##### Data records

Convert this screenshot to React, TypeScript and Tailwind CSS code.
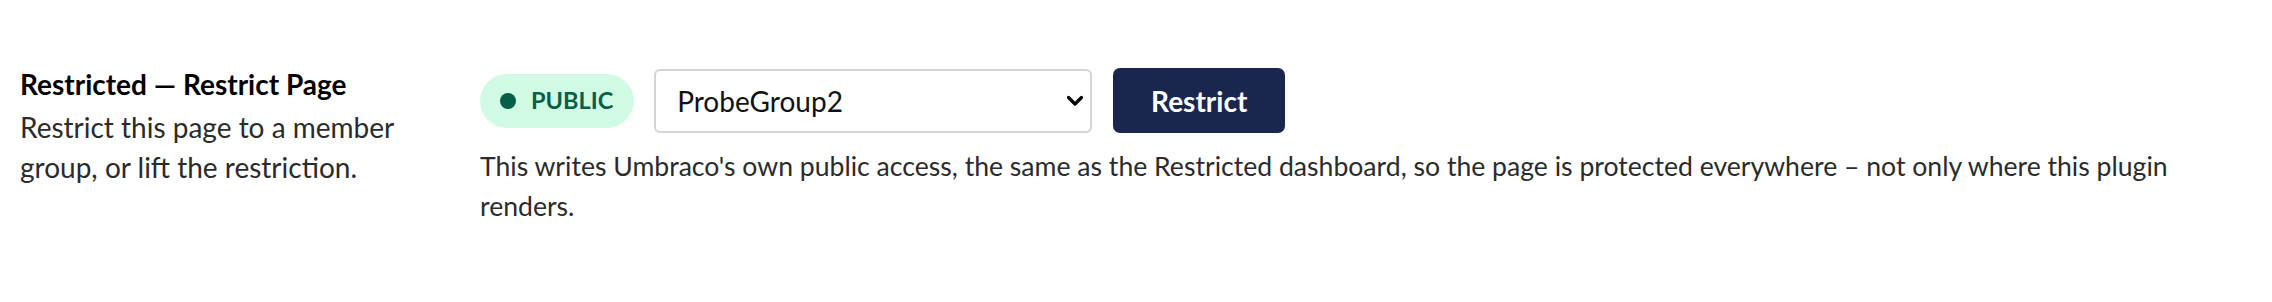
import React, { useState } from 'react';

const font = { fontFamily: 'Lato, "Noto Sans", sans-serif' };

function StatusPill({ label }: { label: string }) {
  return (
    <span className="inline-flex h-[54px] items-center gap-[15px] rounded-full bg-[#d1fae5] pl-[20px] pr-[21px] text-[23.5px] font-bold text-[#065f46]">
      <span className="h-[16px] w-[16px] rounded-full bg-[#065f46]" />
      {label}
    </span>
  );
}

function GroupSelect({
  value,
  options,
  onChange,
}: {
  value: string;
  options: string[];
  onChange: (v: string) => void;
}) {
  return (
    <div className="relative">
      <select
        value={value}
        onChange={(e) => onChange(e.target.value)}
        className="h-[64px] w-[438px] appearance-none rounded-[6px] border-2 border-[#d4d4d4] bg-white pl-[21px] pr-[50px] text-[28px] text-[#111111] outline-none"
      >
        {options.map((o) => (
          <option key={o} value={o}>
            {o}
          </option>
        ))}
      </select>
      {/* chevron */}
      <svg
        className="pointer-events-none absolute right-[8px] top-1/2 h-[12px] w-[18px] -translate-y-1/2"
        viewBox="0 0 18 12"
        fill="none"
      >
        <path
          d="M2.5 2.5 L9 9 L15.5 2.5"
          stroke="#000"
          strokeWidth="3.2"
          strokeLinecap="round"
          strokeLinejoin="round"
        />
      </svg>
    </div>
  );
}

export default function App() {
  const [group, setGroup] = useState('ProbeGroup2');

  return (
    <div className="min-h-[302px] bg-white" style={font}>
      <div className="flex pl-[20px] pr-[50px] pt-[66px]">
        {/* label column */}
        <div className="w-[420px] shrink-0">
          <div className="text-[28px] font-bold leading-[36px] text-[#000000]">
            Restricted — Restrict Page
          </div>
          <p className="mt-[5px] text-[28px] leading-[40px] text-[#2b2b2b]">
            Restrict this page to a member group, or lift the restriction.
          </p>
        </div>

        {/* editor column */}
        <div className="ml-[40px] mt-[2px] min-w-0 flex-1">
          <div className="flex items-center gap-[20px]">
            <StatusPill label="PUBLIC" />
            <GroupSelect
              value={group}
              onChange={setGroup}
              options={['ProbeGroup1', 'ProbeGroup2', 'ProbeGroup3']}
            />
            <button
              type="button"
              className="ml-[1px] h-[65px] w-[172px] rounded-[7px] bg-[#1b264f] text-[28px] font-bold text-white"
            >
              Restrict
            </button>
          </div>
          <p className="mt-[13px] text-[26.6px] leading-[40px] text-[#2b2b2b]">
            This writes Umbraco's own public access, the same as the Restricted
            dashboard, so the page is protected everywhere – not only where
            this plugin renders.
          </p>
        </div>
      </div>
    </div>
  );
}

##########
##### Data records

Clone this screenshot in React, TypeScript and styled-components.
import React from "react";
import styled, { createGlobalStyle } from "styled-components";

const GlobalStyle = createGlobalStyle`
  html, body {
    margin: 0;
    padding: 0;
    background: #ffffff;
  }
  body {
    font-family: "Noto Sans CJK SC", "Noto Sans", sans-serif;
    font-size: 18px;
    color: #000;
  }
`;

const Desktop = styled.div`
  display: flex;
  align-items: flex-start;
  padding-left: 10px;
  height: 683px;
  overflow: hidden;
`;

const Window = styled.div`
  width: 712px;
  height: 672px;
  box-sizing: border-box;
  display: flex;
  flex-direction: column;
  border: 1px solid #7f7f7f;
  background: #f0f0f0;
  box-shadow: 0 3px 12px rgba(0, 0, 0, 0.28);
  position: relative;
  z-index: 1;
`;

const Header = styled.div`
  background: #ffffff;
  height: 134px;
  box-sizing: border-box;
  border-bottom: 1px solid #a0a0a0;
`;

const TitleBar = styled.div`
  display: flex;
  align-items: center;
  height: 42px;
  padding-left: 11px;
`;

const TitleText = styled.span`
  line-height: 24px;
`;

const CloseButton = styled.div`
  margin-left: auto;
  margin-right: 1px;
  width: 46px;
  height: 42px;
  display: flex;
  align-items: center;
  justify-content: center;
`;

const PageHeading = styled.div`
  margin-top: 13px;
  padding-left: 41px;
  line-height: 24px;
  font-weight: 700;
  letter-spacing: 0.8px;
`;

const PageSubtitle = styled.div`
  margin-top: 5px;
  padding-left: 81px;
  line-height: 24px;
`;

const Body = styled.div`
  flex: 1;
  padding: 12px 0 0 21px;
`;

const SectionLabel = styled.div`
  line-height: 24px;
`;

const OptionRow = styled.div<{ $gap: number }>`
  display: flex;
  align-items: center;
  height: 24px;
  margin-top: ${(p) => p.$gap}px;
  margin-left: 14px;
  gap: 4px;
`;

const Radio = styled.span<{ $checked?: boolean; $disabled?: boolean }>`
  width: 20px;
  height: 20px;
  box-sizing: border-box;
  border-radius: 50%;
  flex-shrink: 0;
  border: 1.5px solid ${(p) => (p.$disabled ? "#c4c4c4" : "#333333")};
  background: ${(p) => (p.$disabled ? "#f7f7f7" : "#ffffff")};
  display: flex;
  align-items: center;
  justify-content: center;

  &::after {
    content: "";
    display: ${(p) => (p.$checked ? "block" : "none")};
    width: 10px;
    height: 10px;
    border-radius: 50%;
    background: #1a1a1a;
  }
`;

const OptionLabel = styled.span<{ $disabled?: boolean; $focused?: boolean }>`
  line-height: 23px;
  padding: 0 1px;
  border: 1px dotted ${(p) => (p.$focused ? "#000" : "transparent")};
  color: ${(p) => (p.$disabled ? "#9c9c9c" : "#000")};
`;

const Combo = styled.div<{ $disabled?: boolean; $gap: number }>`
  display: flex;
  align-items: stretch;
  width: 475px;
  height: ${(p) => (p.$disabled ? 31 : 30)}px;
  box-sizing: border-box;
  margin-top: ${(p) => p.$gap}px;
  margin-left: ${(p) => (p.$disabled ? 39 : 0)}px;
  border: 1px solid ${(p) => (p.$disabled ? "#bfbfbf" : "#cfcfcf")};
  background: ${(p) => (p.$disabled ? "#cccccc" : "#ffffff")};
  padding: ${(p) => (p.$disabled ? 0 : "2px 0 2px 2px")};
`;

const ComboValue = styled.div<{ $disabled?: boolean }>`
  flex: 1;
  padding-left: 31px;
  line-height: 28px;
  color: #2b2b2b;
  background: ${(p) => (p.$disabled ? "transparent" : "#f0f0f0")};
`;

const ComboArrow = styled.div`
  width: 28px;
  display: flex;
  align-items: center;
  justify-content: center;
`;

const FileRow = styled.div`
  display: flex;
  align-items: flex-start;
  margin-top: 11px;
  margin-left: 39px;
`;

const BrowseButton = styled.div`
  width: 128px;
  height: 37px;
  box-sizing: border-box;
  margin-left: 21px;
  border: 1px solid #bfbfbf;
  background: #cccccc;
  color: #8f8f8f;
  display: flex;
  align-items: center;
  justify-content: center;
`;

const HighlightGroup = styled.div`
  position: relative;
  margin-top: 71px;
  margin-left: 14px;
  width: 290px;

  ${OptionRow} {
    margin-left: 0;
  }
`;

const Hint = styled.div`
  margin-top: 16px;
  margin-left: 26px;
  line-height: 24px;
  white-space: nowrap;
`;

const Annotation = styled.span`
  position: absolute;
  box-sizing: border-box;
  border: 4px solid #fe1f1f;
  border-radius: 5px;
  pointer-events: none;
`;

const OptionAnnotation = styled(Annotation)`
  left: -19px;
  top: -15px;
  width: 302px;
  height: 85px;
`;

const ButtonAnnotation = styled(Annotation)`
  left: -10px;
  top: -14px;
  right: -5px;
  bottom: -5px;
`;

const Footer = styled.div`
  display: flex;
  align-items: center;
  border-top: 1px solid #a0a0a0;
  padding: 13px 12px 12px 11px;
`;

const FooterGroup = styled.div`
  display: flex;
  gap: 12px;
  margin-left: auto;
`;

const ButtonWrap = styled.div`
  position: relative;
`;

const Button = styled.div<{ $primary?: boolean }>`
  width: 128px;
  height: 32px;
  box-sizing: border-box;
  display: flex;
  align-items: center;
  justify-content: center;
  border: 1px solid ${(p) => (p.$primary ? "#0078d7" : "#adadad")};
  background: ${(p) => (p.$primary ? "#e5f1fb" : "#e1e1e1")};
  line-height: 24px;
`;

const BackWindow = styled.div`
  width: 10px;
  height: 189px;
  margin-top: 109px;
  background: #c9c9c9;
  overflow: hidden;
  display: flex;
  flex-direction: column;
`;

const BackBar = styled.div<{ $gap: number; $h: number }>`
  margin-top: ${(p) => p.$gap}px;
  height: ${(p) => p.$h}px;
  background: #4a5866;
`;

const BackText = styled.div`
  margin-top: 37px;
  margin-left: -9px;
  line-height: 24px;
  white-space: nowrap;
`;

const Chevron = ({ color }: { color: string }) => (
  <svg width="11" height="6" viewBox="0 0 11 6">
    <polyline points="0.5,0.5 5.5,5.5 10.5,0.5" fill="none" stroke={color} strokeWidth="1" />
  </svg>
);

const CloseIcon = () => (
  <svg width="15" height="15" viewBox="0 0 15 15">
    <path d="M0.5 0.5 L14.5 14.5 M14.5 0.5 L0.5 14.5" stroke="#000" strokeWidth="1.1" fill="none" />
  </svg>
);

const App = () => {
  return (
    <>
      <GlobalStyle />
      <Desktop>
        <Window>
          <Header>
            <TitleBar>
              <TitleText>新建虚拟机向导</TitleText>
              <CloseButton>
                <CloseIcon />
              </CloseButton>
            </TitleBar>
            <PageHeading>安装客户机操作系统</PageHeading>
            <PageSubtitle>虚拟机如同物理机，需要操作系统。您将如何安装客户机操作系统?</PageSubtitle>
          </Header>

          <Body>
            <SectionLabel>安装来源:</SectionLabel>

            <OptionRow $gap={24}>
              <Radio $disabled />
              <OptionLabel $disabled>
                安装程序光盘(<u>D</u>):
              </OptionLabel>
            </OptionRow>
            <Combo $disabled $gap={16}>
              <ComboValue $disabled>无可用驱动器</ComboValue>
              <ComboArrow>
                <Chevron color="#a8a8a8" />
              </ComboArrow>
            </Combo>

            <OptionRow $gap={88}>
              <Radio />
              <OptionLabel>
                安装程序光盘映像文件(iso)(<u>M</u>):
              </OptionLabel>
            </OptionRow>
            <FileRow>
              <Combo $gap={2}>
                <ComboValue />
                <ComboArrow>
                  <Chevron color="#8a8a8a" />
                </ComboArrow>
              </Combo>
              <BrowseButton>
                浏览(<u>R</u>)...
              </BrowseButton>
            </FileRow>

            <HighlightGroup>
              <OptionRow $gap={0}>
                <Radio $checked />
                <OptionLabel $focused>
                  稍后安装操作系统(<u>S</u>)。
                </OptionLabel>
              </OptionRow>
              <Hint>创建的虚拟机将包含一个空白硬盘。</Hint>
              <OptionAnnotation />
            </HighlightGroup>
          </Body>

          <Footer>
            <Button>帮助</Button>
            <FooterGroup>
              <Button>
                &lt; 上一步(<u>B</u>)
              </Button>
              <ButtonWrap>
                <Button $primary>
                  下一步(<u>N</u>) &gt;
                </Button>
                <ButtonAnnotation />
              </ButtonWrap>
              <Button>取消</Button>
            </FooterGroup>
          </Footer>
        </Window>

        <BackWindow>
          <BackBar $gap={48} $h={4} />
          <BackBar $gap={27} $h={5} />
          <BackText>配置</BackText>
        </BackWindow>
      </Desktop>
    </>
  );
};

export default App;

##########
##### Data records

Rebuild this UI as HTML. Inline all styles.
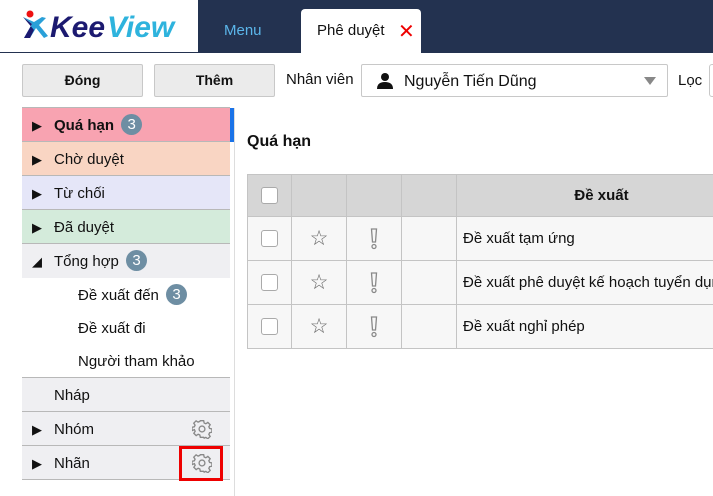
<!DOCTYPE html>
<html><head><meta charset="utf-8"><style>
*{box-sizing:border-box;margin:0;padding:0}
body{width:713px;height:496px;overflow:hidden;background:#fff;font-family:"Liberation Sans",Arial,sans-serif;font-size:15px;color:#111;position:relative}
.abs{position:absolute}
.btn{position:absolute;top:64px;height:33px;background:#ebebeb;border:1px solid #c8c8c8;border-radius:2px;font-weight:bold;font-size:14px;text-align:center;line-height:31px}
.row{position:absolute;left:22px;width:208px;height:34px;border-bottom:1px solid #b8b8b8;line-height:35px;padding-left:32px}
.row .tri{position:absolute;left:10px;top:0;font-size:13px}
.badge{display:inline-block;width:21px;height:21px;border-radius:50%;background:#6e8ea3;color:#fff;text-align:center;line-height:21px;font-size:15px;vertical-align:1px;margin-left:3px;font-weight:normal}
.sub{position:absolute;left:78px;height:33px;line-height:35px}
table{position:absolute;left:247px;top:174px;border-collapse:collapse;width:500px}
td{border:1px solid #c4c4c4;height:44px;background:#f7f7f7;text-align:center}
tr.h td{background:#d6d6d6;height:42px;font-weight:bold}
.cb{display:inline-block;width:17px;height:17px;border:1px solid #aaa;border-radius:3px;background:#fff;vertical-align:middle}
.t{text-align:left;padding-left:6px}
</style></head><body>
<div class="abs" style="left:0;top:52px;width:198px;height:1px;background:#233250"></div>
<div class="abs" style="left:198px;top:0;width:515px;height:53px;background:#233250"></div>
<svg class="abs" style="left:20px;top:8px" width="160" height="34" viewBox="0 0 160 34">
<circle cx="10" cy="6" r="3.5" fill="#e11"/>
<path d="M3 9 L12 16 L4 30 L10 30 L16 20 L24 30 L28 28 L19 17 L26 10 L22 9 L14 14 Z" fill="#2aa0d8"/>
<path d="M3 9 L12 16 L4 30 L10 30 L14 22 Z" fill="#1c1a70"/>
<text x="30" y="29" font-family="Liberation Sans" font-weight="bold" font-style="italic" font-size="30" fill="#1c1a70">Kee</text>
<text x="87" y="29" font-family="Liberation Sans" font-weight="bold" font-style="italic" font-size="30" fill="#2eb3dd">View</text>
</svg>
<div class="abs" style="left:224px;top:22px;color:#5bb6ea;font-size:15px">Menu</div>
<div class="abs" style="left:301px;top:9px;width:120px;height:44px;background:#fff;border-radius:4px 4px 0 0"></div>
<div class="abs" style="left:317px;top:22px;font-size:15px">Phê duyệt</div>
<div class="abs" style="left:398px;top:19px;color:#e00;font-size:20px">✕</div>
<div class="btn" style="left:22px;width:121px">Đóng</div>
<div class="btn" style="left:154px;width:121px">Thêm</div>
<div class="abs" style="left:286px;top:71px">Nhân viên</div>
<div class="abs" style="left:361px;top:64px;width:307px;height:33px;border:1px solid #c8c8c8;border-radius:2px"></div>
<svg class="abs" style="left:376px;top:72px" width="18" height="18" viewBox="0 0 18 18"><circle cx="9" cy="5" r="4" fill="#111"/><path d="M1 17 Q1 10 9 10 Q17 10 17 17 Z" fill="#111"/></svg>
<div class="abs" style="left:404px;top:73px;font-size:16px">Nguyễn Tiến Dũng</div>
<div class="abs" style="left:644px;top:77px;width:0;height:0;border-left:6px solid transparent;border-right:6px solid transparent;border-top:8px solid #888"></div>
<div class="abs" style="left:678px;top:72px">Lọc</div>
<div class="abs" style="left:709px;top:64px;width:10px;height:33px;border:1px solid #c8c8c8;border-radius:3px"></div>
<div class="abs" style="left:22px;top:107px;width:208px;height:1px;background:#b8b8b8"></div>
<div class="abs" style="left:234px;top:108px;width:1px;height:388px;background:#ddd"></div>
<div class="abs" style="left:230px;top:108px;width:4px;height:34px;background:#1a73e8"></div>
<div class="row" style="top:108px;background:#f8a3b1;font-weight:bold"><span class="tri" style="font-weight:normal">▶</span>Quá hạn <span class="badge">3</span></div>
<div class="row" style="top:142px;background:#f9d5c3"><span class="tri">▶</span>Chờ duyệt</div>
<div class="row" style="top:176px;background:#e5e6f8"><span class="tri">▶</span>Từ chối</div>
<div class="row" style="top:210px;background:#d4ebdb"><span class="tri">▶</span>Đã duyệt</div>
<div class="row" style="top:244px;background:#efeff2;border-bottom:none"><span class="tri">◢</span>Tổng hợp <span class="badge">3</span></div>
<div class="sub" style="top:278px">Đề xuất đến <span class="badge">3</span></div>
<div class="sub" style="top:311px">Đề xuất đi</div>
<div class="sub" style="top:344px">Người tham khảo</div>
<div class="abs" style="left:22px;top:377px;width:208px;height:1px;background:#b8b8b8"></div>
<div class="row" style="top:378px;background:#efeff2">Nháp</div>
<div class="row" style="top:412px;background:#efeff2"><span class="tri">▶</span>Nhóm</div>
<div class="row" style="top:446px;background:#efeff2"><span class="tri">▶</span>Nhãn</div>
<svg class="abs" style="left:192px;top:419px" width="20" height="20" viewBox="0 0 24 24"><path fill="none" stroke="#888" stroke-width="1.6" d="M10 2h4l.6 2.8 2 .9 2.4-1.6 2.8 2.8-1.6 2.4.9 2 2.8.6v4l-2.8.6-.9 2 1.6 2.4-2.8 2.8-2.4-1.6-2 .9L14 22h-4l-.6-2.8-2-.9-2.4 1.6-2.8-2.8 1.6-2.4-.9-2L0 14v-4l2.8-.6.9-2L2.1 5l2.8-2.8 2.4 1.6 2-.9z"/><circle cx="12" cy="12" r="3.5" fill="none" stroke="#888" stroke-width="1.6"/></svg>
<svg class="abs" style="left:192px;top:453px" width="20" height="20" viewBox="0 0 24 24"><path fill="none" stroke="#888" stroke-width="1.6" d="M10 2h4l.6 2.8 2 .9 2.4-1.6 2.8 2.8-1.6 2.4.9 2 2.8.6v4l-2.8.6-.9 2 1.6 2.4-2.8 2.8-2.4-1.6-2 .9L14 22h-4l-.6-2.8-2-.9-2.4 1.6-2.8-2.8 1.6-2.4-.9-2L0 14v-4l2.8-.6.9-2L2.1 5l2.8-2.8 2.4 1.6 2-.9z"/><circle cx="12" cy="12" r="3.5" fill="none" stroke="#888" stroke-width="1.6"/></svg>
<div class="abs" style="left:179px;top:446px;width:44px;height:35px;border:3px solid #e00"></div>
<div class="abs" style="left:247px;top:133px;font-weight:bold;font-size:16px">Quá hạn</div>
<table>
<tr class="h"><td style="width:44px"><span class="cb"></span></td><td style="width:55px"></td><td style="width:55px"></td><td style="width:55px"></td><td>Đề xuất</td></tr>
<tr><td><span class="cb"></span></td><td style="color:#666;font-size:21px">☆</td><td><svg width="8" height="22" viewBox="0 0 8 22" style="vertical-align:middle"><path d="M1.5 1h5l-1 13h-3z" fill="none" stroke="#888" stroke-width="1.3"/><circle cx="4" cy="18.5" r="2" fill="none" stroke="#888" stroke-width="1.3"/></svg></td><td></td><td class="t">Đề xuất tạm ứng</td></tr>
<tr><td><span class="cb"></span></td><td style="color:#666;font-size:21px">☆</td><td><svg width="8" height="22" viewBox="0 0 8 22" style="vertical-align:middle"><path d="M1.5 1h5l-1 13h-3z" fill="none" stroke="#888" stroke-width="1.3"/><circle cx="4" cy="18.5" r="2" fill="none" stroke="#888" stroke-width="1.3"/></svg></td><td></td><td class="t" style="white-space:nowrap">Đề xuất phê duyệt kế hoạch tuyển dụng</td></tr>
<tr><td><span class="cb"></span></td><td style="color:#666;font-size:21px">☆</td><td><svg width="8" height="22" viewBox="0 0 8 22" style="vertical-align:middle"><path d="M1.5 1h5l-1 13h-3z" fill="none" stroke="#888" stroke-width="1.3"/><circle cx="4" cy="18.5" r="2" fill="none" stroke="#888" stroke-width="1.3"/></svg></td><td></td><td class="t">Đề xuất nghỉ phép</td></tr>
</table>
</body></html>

##########

Go through the records and pull out each line that includes the word "screenshot".

Convert this screenshot to React, TypeScript and Tailwind CSS code.
Clone this screenshot in React, TypeScript and styled-components.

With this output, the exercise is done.